▶ **Objective**
Render the material again word for word, skipping the pictures in it.

### Data shown

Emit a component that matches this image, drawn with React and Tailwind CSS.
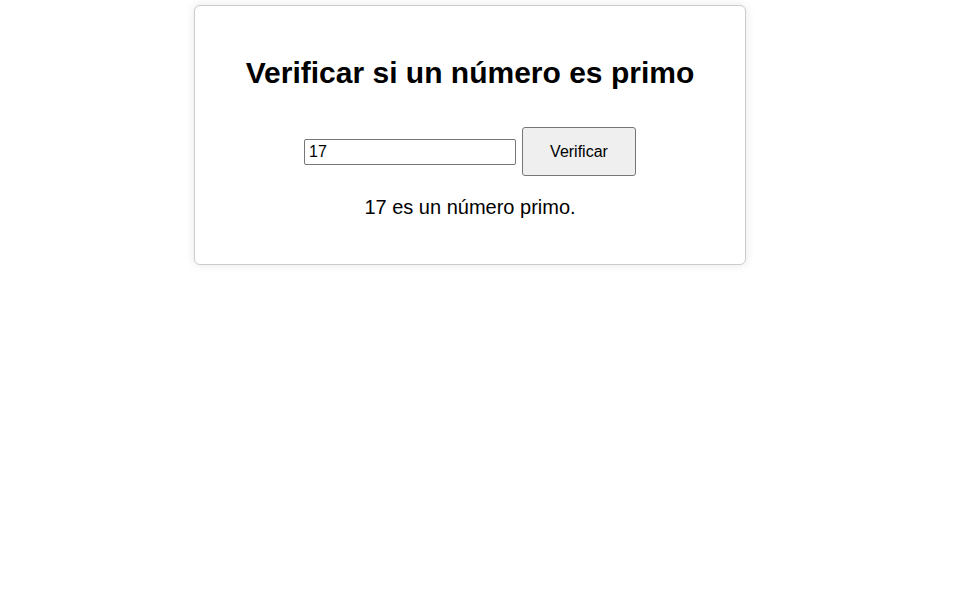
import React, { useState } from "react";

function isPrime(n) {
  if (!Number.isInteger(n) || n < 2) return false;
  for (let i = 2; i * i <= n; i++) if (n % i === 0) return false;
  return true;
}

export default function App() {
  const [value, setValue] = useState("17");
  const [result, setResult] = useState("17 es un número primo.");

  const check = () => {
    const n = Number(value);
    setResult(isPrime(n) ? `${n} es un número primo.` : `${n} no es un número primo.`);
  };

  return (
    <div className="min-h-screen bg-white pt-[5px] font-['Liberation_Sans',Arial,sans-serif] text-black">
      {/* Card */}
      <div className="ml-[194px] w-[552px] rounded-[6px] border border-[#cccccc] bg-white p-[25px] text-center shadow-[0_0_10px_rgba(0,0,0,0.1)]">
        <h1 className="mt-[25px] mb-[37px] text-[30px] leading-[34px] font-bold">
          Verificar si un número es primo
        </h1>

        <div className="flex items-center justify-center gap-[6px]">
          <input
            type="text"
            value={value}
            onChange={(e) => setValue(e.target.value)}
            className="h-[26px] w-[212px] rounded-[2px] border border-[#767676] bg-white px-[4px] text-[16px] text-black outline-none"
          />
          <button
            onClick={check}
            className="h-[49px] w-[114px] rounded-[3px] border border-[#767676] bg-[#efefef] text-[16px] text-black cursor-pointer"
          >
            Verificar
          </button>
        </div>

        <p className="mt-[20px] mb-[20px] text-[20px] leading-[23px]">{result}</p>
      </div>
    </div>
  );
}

######

▶ **Exercise solution**
Emit a component that matches this image, drawn with React and Tailwind CSS.
import React, { useState } from "react";

function isPrime(n) {
  if (!Number.isInteger(n) || n < 2) return false;
  for (let i = 2; i * i <= n; i++) if (n % i === 0) return false;
  return true;
}

export default function App() {
  const [value, setValue] = useState("17");
  const [result, setResult] = useState("17 es un número primo.");

  const check = () => {
    const n = Number(value);
    setResult(isPrime(n) ? `${n} es un número primo.` : `${n} no es un número primo.`);
  };

  return (
    <div className="min-h-screen bg-white pt-[5px] font-['Liberation_Sans',Arial,sans-serif] text-black">
      {/* Card */}
      <div className="ml-[194px] w-[552px] rounded-[6px] border border-[#cccccc] bg-white p-[25px] text-center shadow-[0_0_10px_rgba(0,0,0,0.1)]">
        <h1 className="mt-[25px] mb-[37px] text-[30px] leading-[34px] font-bold">
          Verificar si un número es primo
        </h1>

        <div className="flex items-center justify-center gap-[6px]">
          <input
            type="text"
            value={value}
            onChange={(e) => setValue(e.target.value)}
            className="h-[26px] w-[212px] rounded-[2px] border border-[#767676] bg-white px-[4px] text-[16px] text-black outline-none"
          />
          <button
            onClick={check}
            className="h-[49px] w-[114px] rounded-[3px] border border-[#767676] bg-[#efefef] text-[16px] text-black cursor-pointer"
          >
            Verificar
          </button>
        </div>

        <p className="mt-[20px] mb-[20px] text-[20px] leading-[23px]">{result}</p>
      </div>
    </div>
  );
}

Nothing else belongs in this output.